§ **Aim**: Return only the count of lines in which the word "this" appears.

§ **Items from a data source**:
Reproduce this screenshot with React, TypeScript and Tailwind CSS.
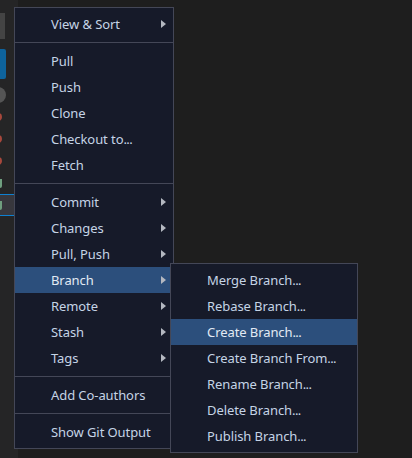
import React from 'react';

type Item = { label: string; sub?: boolean; active?: boolean; dots?: boolean };

const sections: Item[][] = [
  [{ label: 'View & Sort', sub: true }],
  [
    { label: 'Pull' },
    { label: 'Push' },
    { label: 'Clone' },
    { label: 'Checkout to', dots: true },
    { label: 'Fetch' },
  ],
  [
    { label: 'Commit', sub: true },
    { label: 'Changes', sub: true },
    { label: 'Pull, Push', sub: true },
    { label: 'Branch', sub: true, active: true },
    { label: 'Remote', sub: true },
    { label: 'Stash', sub: true },
    { label: 'Tags', sub: true },
  ],
  [{ label: 'Add Co-authors' }],
  [{ label: 'Show Git Output' }],
];

const branchItems: Item[] = [
  { label: 'Merge Branch', dots: true },
  { label: 'Rebase Branch', dots: true },
  { label: 'Create Branch', active: true, dots: true },
  { label: 'Create Branch From', dots: true },
  { label: 'Rename Branch', dots: true },
  { label: 'Delete Branch', dots: true },
  { label: 'Publish Branch', dots: true },
];

const MenuRow: React.FC<{ item: Item }> = ({ item }) => (
  <div className={`flex items-center justify-between h-[26px] pl-[36px] pr-[7px] ${item.active ? 'bg-[#2c4f7c] text-[#e2eaf4]' : 'text-[#c5d4e6]'}`}>
    <span className="whitespace-nowrap tracking-[-0.08px]">
      {item.label}
      {item.dots && <span className="tracking-[-0.6px]">...</span>}
    </span>
    {item.sub && (
      <svg width="5" height="8" viewBox="0 0 5 8" className="shrink-0">
        <path d="M0 0L5 4L0 8Z" fill="#b4b8c0" />
      </svg>
    )}
  </div>
);

const LeftStrip = () => (
  <div className="w-[18px] h-full bg-[#252526] overflow-hidden flex flex-col shrink-0">
    <div className="w-[5px] h-[26px] mt-[13px] bg-[#444444] shrink-0" />
    <div className="w-[6px] h-[30px] mt-[10px] bg-[#0e639c] rounded-r-[2px] shrink-0" />
    <div className="w-[16px] h-[16px] mt-[8px] -ml-[10px] bg-[#555555] rounded-full shrink-0" />
    <div className="w-[8px] h-[8px] mt-[10px] -ml-[6px] rounded-full bg-[#a8483c] shrink-0" />
    <div className="w-[8px] h-[8px] mt-[14px] -ml-[6px] rounded-full bg-[#a8483c] shrink-0" />
    <div className="w-[8px] h-[8px] mt-[14px] -ml-[6px] rounded-full bg-[#a8483c] shrink-0" />
    <div className="w-[2px] h-[9px] mt-[14px] bg-[#6f9f7f] rounded-br-[2px] shrink-0" />
    <div className="h-[22px] mt-[6px] w-full bg-[#37373d] border-y border-[#0e80d0] flex items-center shrink-0">
      <div className="w-[2px] h-[9px] bg-[#6f9f7f] rounded-br-[2px]" />
    </div>
  </div>
);

export default function App() {
  return (
    <div className="relative w-[412px] h-[458px] bg-[#1e1e1e] overflow-hidden text-[13px] leading-[26px] font-['Noto_Sans',sans-serif]">
      <LeftStrip />

      <div className="absolute left-[14px] top-[7px] w-[160px] bg-[#161a29] border border-[#444757] pt-[3px] pb-[3px]">
        {sections.map((rows, i) => (
          <div key={i} className={i > 0 ? 'border-t border-[#444757] mt-[5px] pt-[5px]' : ''}>
            {rows.map((item) => (
              <MenuRow key={item.label} item={item} />
            ))}
          </div>
        ))}
      </div>

      <div className="absolute left-[170px] top-[263px] w-[188px] bg-[#161a29] border border-[#444757] pt-[3px] pb-[3px]">
        {branchItems.map((item) => (
          <MenuRow key={item.label} item={item} />
        ))}
      </div>
    </div>
  );
}
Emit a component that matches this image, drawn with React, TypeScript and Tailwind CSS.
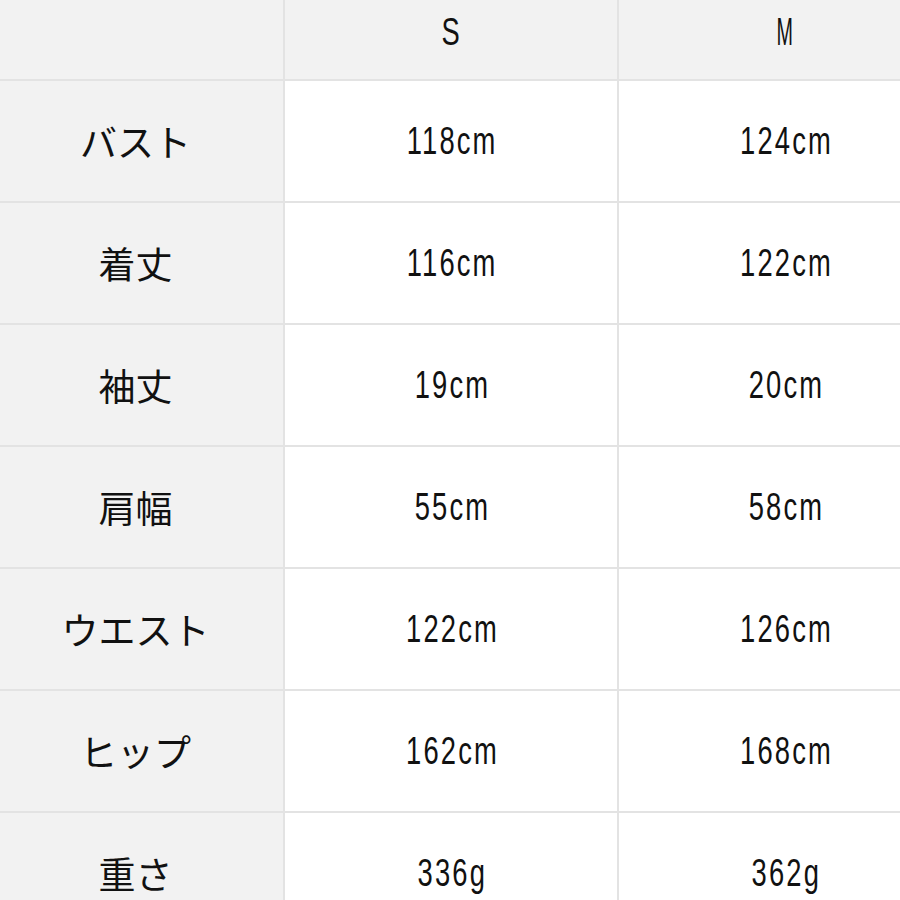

§ **The answer**: 2